Ein altes Foto aus dem Jahre 1982 zeigt den Polizeibeamten bei einem Autounfall. Männer im Pullunder, berockte Frauen stehen interessiert daneben. Rechts vor links missachtet, da hat‘s dann gekracht. Alltagsgeschäft. Im Laufe der Jahrzehnte sollte es der Gladbecker mit noch ganz anderen Kalibern von Einsätzen zu tun bekommen...

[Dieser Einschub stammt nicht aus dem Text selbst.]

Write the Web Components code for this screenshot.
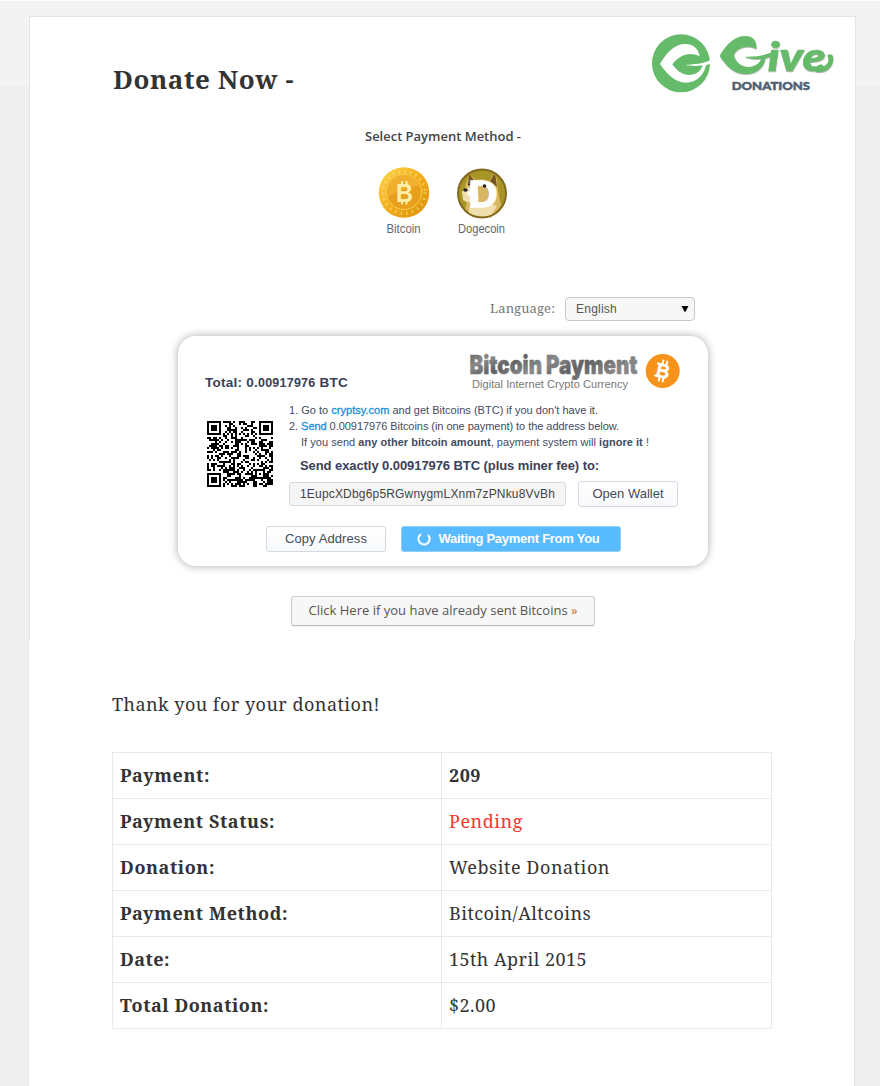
<!DOCTYPE html>
<html lang="en">
<head>
<meta charset="utf-8">
<title>Donate Now</title>
<style>
html{background:#efefef}
body{margin:0;min-height:1086px;background:linear-gradient(#fff 1px,#f3f3f3 1px,#f3f3f3 86px,#efefef 86px);font-family:"Noto Serif","Droid Serif","DejaVu Serif",serif;color:#333}
</style>
</head>
<body>
<donation-page></donation-page>
<script>
const define=(name,html,setup)=>customElements.define(name,class extends HTMLElement{
  constructor(){super();const t=document.createElement('template');t.innerHTML=html;this.attachShadow({mode:'open'}).append(t.content.cloneNode(true));}
  connectedCallback(){if(setup)setup(this,this.shadowRoot);}
});

/* One line of text whose tracking is adjusted so that it fills width w. */
define('fit-line',`<style>:host{display:block;white-space:nowrap}span{display:inline-block}</style><span><slot></slot></span>`,(el,root)=>{
  const s=root.querySelector('span'),n=el.textContent.length,w=+el.getAttribute('w');
  const natural=s.getBoundingClientRect().width;
  if(w&&natural)s.style.letterSpacing=((w-natural)/n)+'px';
});

define('give-logo',`<style>:host{display:block;width:184px;height:64px}svg{display:block;overflow:visible}</style>
<svg width="184" height="64" viewBox="36 39 552 192">
<circle cx="123" cy="130" r="87" fill="#66bb6a"/>
<path fill="#fff" d="M60 132C82 94 106 72 136 72C160 72 175 85 179 109C150 94 118 105 97 133C115 160 145 176 174 157C182 150 186 143 188 136C170 139 150 138 136 135C165 132 190 132 212 120V131L198 136C192 165 170 188 138 188C105 188 78 160 60 132Z"/>
<g fill="#66bb6a" style="filter:drop-shadow(1px 3px 1px #0004)">
<path d="M239 107C260 70 286 48 316 48C340 48 351 62 349 87C320 71 288 85 282 105C286 130 312 146 338 139C352 134 360 126 364 116C347 119 326 115 313 110C345 111 375 108 402 92V104C393 110 386 113 377 115C370 145 350 162 318 162C282 162 257 137 239 107Z"/>
<text x="383" y="153" font-family="Lato" font-size="122" font-weight="900" font-style="italic" stroke="#66bb6a" stroke-width="2" textLength="174" lengthAdjust="spacingAndGlyphs">ive</text>
<path d="M545 141C560 138 572 124 562 106C574 98 580 106 580 116C580 141 556 163 525 155Z"/></g>
<text x="275" y="210" font-family="Lato" font-size="36" font-weight="900" fill="#51606f" stroke="#51606f" stroke-width="1.6" textLength="235" lengthAdjust="spacingAndGlyphs">DONATIONS</text>
</svg>`);

define('coin-option',`<style>:host{display:block;width:60px;height:72px}svg{display:none;overflow:visible}:host([kind=bitcoin]) .b,:host([kind=doge]) .d{display:block}</style>
<svg class="b" width="60" height="72" viewBox="0 0 60 72">
<defs><linearGradient id="g" x2="1" y2="1"><stop stop-color="#ffd951"/><stop offset=".5" stop-color="#f2ad1c"/><stop offset="1" stop-color="#d98e09"/></linearGradient></defs>
<circle cx="30" cy="26.5" r="25.3" fill="url(#g)"/><circle cx="30" cy="26.5" r="21" fill="none" stroke="#ffe48a" stroke-width="3.2" stroke-dasharray="1.4 4.4" opacity=".65"/>
<circle cx="30" cy="26" r="17.5" fill="#e89f1c" stroke="#f9cd52"/><path d="M14 20A17 17 0 0 1 46 20Q28 21 14 31Z" fill="#f4b734" opacity=".7"/>
<path d="M28 15v4M32.5 15v4M28 34v4.5M32.5 34v4.5" stroke="#ffefae" stroke-width="2"/>
<text x="22" y="35.5" font-family="Liberation Sans" font-weight="700" font-size="25" fill="#ffedaa" textLength="17" lengthAdjust="spacingAndGlyphs">B</text>
<text x="12.5" y="67" font-family="Liberation Sans" font-size="12.5" fill="#666" textLength="34" lengthAdjust="spacingAndGlyphs">Bitcoin</text></svg>
<svg class="d" width="60" height="72" viewBox="0 0 60 72">
<defs><clipPath id="c"><circle cx="30" cy="27.5" r="23"/></clipPath></defs>
<circle cx="30" cy="27.5" r="24" fill="#a79626" stroke="#85691f" stroke-width="2"/>
<g clip-path="url(#c)"><path d="M17 8L24 14Q30 12 37 15L43 6Q46 15 46 25L49 39Q44 49 33 52Q18 50 13 43L15 36Q10 30 13 21Z" fill="#d9b661"/>
<path d="M10 26Q15 19 25 22L27 35Q17 39 11 34ZM18 39Q29 34 45 40L38 51L16 49Z" fill="#f0dfae"/><path d="M17 8L22 14L16 19ZM43 7L38 15L45 21Z" fill="#745525"/></g>
<text x="16.5" y="40.5" font-family="Liberation Sans" font-weight="700" font-size="37" fill="#fff" stroke="#fff" stroke-width="1.6" textLength="29" lengthAdjust="spacingAndGlyphs">D</text>
<path d="M15.500 27.500h10" stroke="#fff" stroke-width="4"/><ellipse cx="13.500" cy="24" rx="2.200" ry="1.800" fill="#222"/><circle cx="17" cy="18.500" r="1" fill="#222"/><circle cx="32.500" cy="20" r="1.800" fill="#222"/>
<text x="6" y="67" font-family="Liberation Sans" font-size="12.5" fill="#666" textLength="47" lengthAdjust="spacingAndGlyphs">Dogecoin</text></svg>`);

define('payment-logo',`<style>:host{display:block;width:211px;height:39px}svg{display:block;overflow:visible}</style>
<svg width="211" height="39" viewBox="469 353 211 39">
<defs><linearGradient id="m" x1="0" y1="0" x2="1" y2=".35"><stop stop-color="#666"/><stop offset=".2" stop-color="#888"/><stop offset=".35" stop-color="#606163"/><stop offset=".55" stop-color="#8b8c8d"/><stop offset=".75" stop-color="#606163"/><stop offset="1" stop-color="#888"/></linearGradient></defs>
<text x="469.500" y="374" font-family="Inter" font-size="26" font-weight="900" fill="url(#m)" stroke="url(#m)" stroke-width=".5" textLength="168" lengthAdjust="spacingAndGlyphs">Bitcoin Payment</text>
<text x="472" y="388" font-family="Liberation Sans" font-size="11" fill="#777" textLength="156">Digital Internet Crypto Currency</text>
<circle cx="662.7" cy="371" r="17" fill="#f7931a"/>
<g transform="rotate(13 663 371)" fill="#fff"><text x="656.5" y="378" font-family="Liberation Sans" font-weight="700" font-size="20" stroke="#fff" stroke-width=".4" textLength="13.5" lengthAdjust="spacingAndGlyphs">B</text><path d="M660 360h2v5h-2zM664 360h2v5h-2zM660 377h2v5h-2zM664 377h2v5h-2zM655.5 363.8h4v2h-4zM655.5 376h4v2h-4z"/></g>
</svg>`);

/* QR symbol, version 4, level L, byte mode. */
function qrMatrix(text){
  const N=33,DATA=80,EC=20,bits=[];
  const put=(v,n)=>{for(let i=n-1;i>=0;i--)bits.push(v>>i&1)};
  put(4,4);put(text.length,8);for(const ch of text)put(ch.charCodeAt(0),8);
  put(0,4);while(bits.length%8)bits.push(0);
  const data=[];for(let i=0;i<bits.length;i+=8)data.push(parseInt(bits.slice(i,i+8).join(''),2));
  for(let p=0xEC;data.length<DATA;p^=0xFD)data.push(p);
  const mul=(a,b)=>{let r=0;for(;b;b>>=1){if(b&1)r^=a;a<<=1;if(a&256)a^=0x11D}return r};
  let gen=[1],root=1;
  for(let i=0;i<EC;i++){const g=[...gen,0];gen.forEach((c,j)=>g[j+1]^=mul(c,root));gen=g;root=mul(root,2)}
  const rem=Array(EC).fill(0);
  for(const d of data){const f=d^rem.shift();rem.push(0);for(let j=0;j<EC;j++)rem[j]^=mul(gen[j+1],f)}
  const stream=[...data,...rem].flatMap(b=>[7,6,5,4,3,2,1,0].map(i=>b>>i&1));
  const m=Array.from({length:N},()=>Array(N).fill(0)),fn=Array.from({length:N},()=>Array(N).fill(false));
  const set=(x,y,v)=>{if(x>=0&&y>=0&&x<N&&y<N){m[y][x]=v?1:0;fn[y][x]=true}};
  for(let i=0;i<N;i++){set(6,i,i%2==0);set(i,6,i%2==0)}
  for(const [cx,cy] of [[3,3],[N-4,3],[3,N-4]])for(let y=-4;y<=4;y++)for(let x=-4;x<=4;x++){const d=Math.max(Math.abs(x),Math.abs(y));set(cx+x,cy+y,d!=2&&d!=4)}
  for(let y=-2;y<=2;y++)for(let x=-2;x<=2;x++)set(26+x,26+y,Math.max(Math.abs(x),Math.abs(y))!=1);
  const format=k=>{
    const d=8|k;let r=d;for(let i=0;i<10;i++)r=(r<<1)^((r>>9)*0x537);
    const b=(d<<10|r)^0x5412,g=i=>b>>i&1;
    for(let i=0;i<=5;i++)set(8,i,g(i));set(8,7,g(6));set(8,8,g(7));set(7,8,g(8));
    for(let i=9;i<15;i++)set(14-i,8,g(i));
    for(let i=0;i<8;i++)set(N-1-i,8,g(i));for(let i=8;i<15;i++)set(8,N-15+i,g(i));set(8,N-8,1);
  };
  format(0);
  let i=0;
  for(let r=N-1;r>=1;r-=2){if(r==6)r=5;for(let v=0;v<N;v++)for(let j=0;j<2;j++){const x=r-j,up=((r+1)&2)==0,y=up?N-1-v:v;if(!fn[y][x]&&i<stream.length)m[y][x]=stream[i++]}}
  const F=[(x,y)=>(x+y)%2,(x,y)=>y%2,(x,y)=>x%3,(x,y)=>(x+y)%3,(x,y)=>((x/3|0)+(y/2|0))%2,(x,y)=>x*y%2+x*y%3,(x,y)=>(x*y%2+x*y%3)%2,(x,y)=>((x+y)%2+x*y%3)%2];
  const flip=k=>{for(let y=0;y<N;y++)for(let x=0;x<N;x++)if(!fn[y][x]&&F[k](x,y)==0)m[y][x]^=1};
  const score=()=>{let s=0,dark=0;const lines=[...m,...m[0].map((_,x)=>m.map(r=>r[x]))].map(r=>r.join(''));
    for(const l of lines){for(const q of l.match(/0+|1+/g))if(q.length>=5)s+=q.length-2;for(let j=0;j<=N-11;j++){const q=l.substr(j,11);if(q=='10111010000'||q=='00001011101')s+=40}}
    for(let y=0;y<N;y++)for(let x=0;x<N;x++){dark+=m[y][x];if(x<N-1&&y<N-1&&m[y][x]==m[y][x+1]&&m[y][x]==m[y+1][x]&&m[y][x]==m[y+1][x+1])s+=3}
    return s+Math.floor(Math.abs(dark*20-N*N*10)/(N*N))*10};
  let best=0,low=1e9;
  for(let k=0;k<8;k++){flip(k);format(k);const s=score();if(s<low){low=s;best=k}flip(k)}
  flip(best);format(best);return m;
}
define('qr-code',`<style>:host{display:block;width:66px;height:66px}svg{display:block}</style><svg width="66" height="66" viewBox="0 0 33 33" shape-rendering="crispEdges"><path/></svg>`,(el,root)=>{
  let d='';qrMatrix(el.getAttribute('value')).forEach((r,y)=>r.forEach((v,x)=>{if(v)d+=`M${x} ${y}h1v1h-1z`}));root.querySelector('path').setAttribute('d',d);
});

define('soft-button',`<style>:host{display:flex;box-sizing:border-box;height:26px;align-items:center;justify-content:center;border:1px solid #d3d8e2;border-radius:3px;background:linear-gradient(#fff,#f8f9fb);color:#434b5e;font:13px/24px "Liberation Sans",Arial,sans-serif}
:host([primary]){background:#58bbff;border-color:#8fd0fb;color:#fff;font-weight:700;gap:7px;padding-right:7px}svg{display:none}:host([primary]) svg{display:block}</style>
<svg width="16" height="16" viewBox="0 0 16 16"><path d="M5 3.200A5.600 5.600 0 1 0 12 4" fill="none" stroke="#fff" stroke-width="2"/></svg><slot></slot>`);

define('language-picker',`<style>:host{display:flex;gap:10px;justify-content:flex-end;height:24px;line-height:22px;font-size:13px;color:#777}
.s{box-sizing:border-box;width:130px;height:24px;border:1px solid #c8c8c8;border-radius:4px;background:#f7f7f7;padding:0 5px 0 10px;display:flex;justify-content:space-between;align-items:center;font:12px/22px "Liberation Sans",Arial,sans-serif;color:#555}</style>
<fit-line w="65">Language:</fit-line><div class="s"><fit-line w="41">English</fit-line><svg width="8" height="7"><path d="M.5 0h7L4 6.500z"/></svg></div>`);

define('payment-box',`<style>:host{display:block;box-sizing:border-box;width:530px;height:230px;border-radius:18px;background:#fff;box-shadow:0 0 8px #aaa;font-family:"Liberation Sans",Arial,sans-serif;color:#434b5e;padding:17px 28px 0 27px}
.top{display:flex;justify-content:space-between;height:49px}.total{margin-top:20px;font:700 13.5px/20px "Liberation Sans",Arial,sans-serif;color:#3a4158}.total small{font-size:12.5px}
.mid{display:flex;gap:16px;padding-left:2px;height:105px}qr-code{margin-top:19px}
.info{font-size:11px;line-height:16px}.in{padding-left:12px}a{color:#1a8fdc;-webkit-text-stroke:.3px #1a8fdc}
.send{padding-left:11px;margin-top:6px;font:700 13px/20px "Liberation Sans",Arial,sans-serif;color:#3a4158}
.row{display:flex;gap:12px;margin-top:5px;align-items:center}.addr{box-sizing:border-box;width:277px;height:24px;border:1px solid #d6d9e0;border-radius:3px;background:#f5f5f5;padding-left:10px;color:#444;font-size:12px;line-height:22px}
.open{width:100px}.foot{display:flex;gap:15px;padding-left:61px;margin-top:19px}.copy{width:120px}.wait{width:220px}</style>
<div class="top"><fit-line class="total" w="143">Total: 0.<small>00917976</small> BTC</fit-line><payment-logo></payment-logo></div>
<div class="mid"><qr-code value="bitcoin:1EupcXDbg6p5RGwnygmLXnm7zPNku8VvBh?amount=0.00917976"></qr-code>
<div class="info"><fit-line w="309">1. Go to <a>cryptsy.com</a> and get Bitcoins (BTC) if you don't have it.</fit-line>
<fit-line w="330">2. <a>Send</a> 0.00917976 Bitcoins (in one payment) to the address below.</fit-line>
<fit-line class="in" w="348">If you send <b>any other bitcoin amount</b>, payment system will <b>ignore it</b> !</fit-line>
<fit-line class="send" w="299">Send exactly 0.00917976 BTC (plus miner fee) to:</fit-line>
<div class="row"><div class="addr"><fit-line w="255">1EupcXDbg6p5RGwnygmLXnm7zPNku8VvBh</fit-line></div><soft-button class="open"><fit-line w="71">Open Wallet</fit-line></soft-button></div></div></div>
<div class="foot"><soft-button class="copy"><fit-line w="82">Copy Address</fit-line></soft-button><soft-button class="wait" primary><fit-line w="161">Waiting Payment From You</fit-line></soft-button></div>`);

define('detail-table',`<style>:host{display:grid;grid-template-columns:328px 329px;width:660px;box-sizing:border-box;gap:1px;background:#e9e9e9;border:1px solid #e9e9e9;font-size:18px;line-height:45px}
div{background:#fff;padding-left:7px;height:45px}.k{font-weight:700}</style>`,(el,root)=>{
  [['Payment:',90,'209',32],['Payment Status:',155,'Pending',74],['Donation:',95,'Website Donation',161],['Payment Method:',168,'Bitcoin/Altcoins',142],['Date:',50,'15th April 2015',138],['Total Donation:',149,'$2.00',47]].forEach(([k,kw,v,vw],i)=>{
    const row=document.createElement('template');
    row.innerHTML=`<div class="k"><fit-line w="${kw}">${k}</fit-line></div><div style="${i==0?'font-weight:700':i==1?'color:#f0392b':''}"><fit-line w="${vw}">${v}</fit-line></div>`;
    root.append(row.content);
  });
});

define('paper-panel',`<style>:host{display:block;box-sizing:content-box;width:825px;background:#fff;border:solid #e5e5e5;border-width:0 1px}</style><slot></slot>`);

define('donation-page',`<style>:host{display:block;padding-top:16px;height:1070px;overflow:hidden}
.one{margin-left:29px;height:623px;border-top-width:1px}.two{margin-left:28px;height:446px}
header{display:flex;justify-content:space-between;align-items:flex-start;height:93px;padding:0 19px 0 83px;box-sizing:border-box}
give-logo{margin-top:16px}
h1{font-size:26px;line-height:36px;margin:44px 0 0}
.method{font:600 13px/20px "Open Sans",sans-serif;color:#444;display:flex;justify-content:center;margin-top:16px;padding-left:1px}
.coins{display:flex;gap:18px;margin:20px 0 0 344px}
language-picker{margin:59px 160px 0 0}payment-box{margin:15px 0 0 148px}
.sent{box-sizing:border-box;width:304px;height:30px;margin:30px 0 0 261px;border:1px solid #ccc;border-bottom-color:#bbb;border-radius:3px;background:#f7f7f7;box-shadow:0 1px 1px #0001;font:13px/27px "Open Sans",sans-serif;color:#555;display:flex;justify-content:center}.sent i{font-style:normal;color:#d26a1c}
.thanks{padding:49px 0 0 83px;font-size:18px;line-height:30px}detail-table{margin:33px 0 0 83px}</style>
<paper-panel class="one"><header><h1><fit-line w="181">Donate Now -</fit-line></h1><give-logo></give-logo></header>
<div class="method"><fit-line w="156">Select Payment Method -</fit-line></div>
<div class="coins"><coin-option kind="bitcoin"></coin-option><coin-option kind="doge"></coin-option></div>
<language-picker></language-picker><payment-box></payment-box>
<div class="sent"><fit-line w="269">Click Here if you have already sent Bitcoins <i>»</i></fit-line></div></paper-panel>
<paper-panel class="two"><div class="thanks"><fit-line w="268">Thank you for your donation!</fit-line></div><detail-table></detail-table></paper-panel>`);
</script>
</body>
</html>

Rüdiger Kümmel machte sein Abitur auf dem zweiten Bildungsweg
Rüdiger Kümmel startete seine Laufbahn unter ganz anderen Bedingungen, als es Polizeikräfte in den 2020ern tun. Mit dem Realschulabschluss in der Tasche ging er im Jahre 1977 zunächst zum Bundesgrenzschutz. „Die Ausbildung zum Polizeibeamten habe ich in Niedersachsen absolviert“, erzählt Kümmel und lässt durchblicken: Dort, irgendwo Jottwehdeh, war der Alltag alles andere als atemberaubend.
Ähnlich „spannend“ war die nächste Station Kümmels. Objekt- und Personenschutz für den Bundestag in Bonn. Karl Carstens war damals deutscher Bundespräsident. Auch dieses Kapitel ist Geschichte. Längst wird die große Politik für Deutschland in Berlin gemacht. Und Rüdiger Kümmel baute zwischenzeitlich auf dem zweiten Bildungsweg sein Abitur. „Sport und Sozialpädagogik waren Schwerpunkte, die mir später sehr geholfen haben“, sagt der 62-Jährige.
Ein Einschnitt in seiner Karriere, die er jetzt als Polizeihauptkommissar beendete: das Gladbecker Geiseldrama. Unvergessen ist das Verbrechen, in dessen Verlauf drei Menschen starben. Die Täter Dieter Degowski und Hans-Jürgen Rösner, dessen Freundin Marion Löblich zeitweise beteiligt war, überfielen im August 1988 in Rentfort-Nord eine Filiale der Deutschen Bank.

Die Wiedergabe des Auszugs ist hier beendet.